The WPP Creative Capital Index, a tool for brands to assess the value of creativity to deliver growth, launched recently and has sparked an industry debate on what the best approach really is.
One that’s industry-wide or from an individual agency?
The announcement set industry insiders ablaze, with some claiming it’s a pick up from DDB's Creative Index revealed last year, and others wanting to see an industry body take it on independently.
Applying a metric to the value of creativity that’s taken seriously is difficult, Adam Ferrier, founder and consumer psychologist of Thinkerbell, told AdNews.
“If a creative agency says ‘hey creativity is really important to business and here is a metric we’ve created to value it’ it’s just not going to be taken seriously,” he said.
“It’s a start and I applaud the efforts genuinely, however it’s like a media owner commissioning research to justify their form of media is better than others - it just lacks objectivity / credibility.”
Darren Woolley, founder and global CEO of marketing consultancy TrinityP3, said in the increasingly competitive advertising category, major networks need to provide substantiation for the services they provide, primarily the value of the creative ideas they generate.
“This has been their major differentiator from the large consulting firms and tech companies. So, yes, it is likely that other agency networks will invest in developing their own creative index to promote themselves and substantiate their value."

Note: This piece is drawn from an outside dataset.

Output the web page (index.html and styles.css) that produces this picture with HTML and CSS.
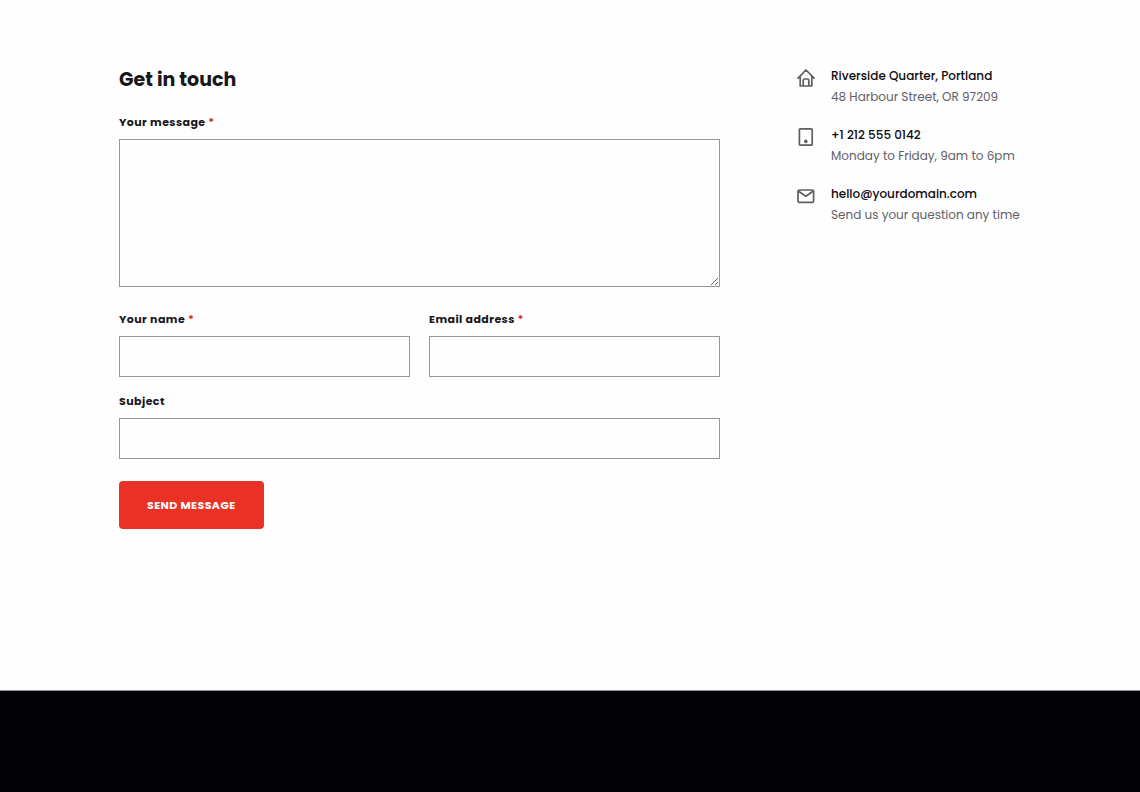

What Ferrier would like to see the Creative Index do is provoke the industry or an industry body into spending more time putting some value metrics around creativity and how it contributes to business outcomes.
The path is five-fold, Ferrier believed.
“One, someone who sits on a board of an industry body reads this and thinks it’s a good idea. Two, they admit they have no idea how to do it so they ring a reputable research agency, an academic at a university, an economist, and neutral consultant like Darren or Mark Ritson.
“Three, they see what they can learn from WPP and DDB’s efforts, as well as other companies and organisations who have created similar index’s . Four, they sit around and work out how to measure the financial impact creativity has to business outcomes.
"Five, they measure it, test learn and optimise and circulate the findings.”
On whether there are any issues and challenges around methodology, Ferrier says “the fact that both companies have suggested this and given it a go is fantastic, and great news”.
For Woolley, his solution relies on the industry developing an agreed methodology and uniform standard to allow like-for-like comparison as much as possible.
“The danger is with every agency marketing their own creative index it can quickly become contradictory and meaningless,” he said.
“Whether this one of the many industry bodies (unlikely), an academic institution (likely with funding) or some third party, only time will tell.”
Woolley said the IPA Effectiveness Awards and Effie Awards had developed a strong measure of creative value.
"But these are quite different to the Creative Index concept we have seen from both DDB and WPP,” he said.
In announcing the launch of the WPP Creative Index, ANZ president Rose Herceg welcomed the development of further indexes and said putting an economic value on creativity is critical.
“The last thing that should be cut is the marketing budget - in fact, it should quadruple in an economic downturn," she said.
“Our Creative Capital Index and the products that we all produce is one of the same in driving value - here’s to three or four more.
“Les Timar, Mark Green, Mike Rebelo and Kirsty Muddle all talk about it.
“What we do drives economic value, social change and changes legislation - I can think of no other industry that does all that so I think we should all have a product.”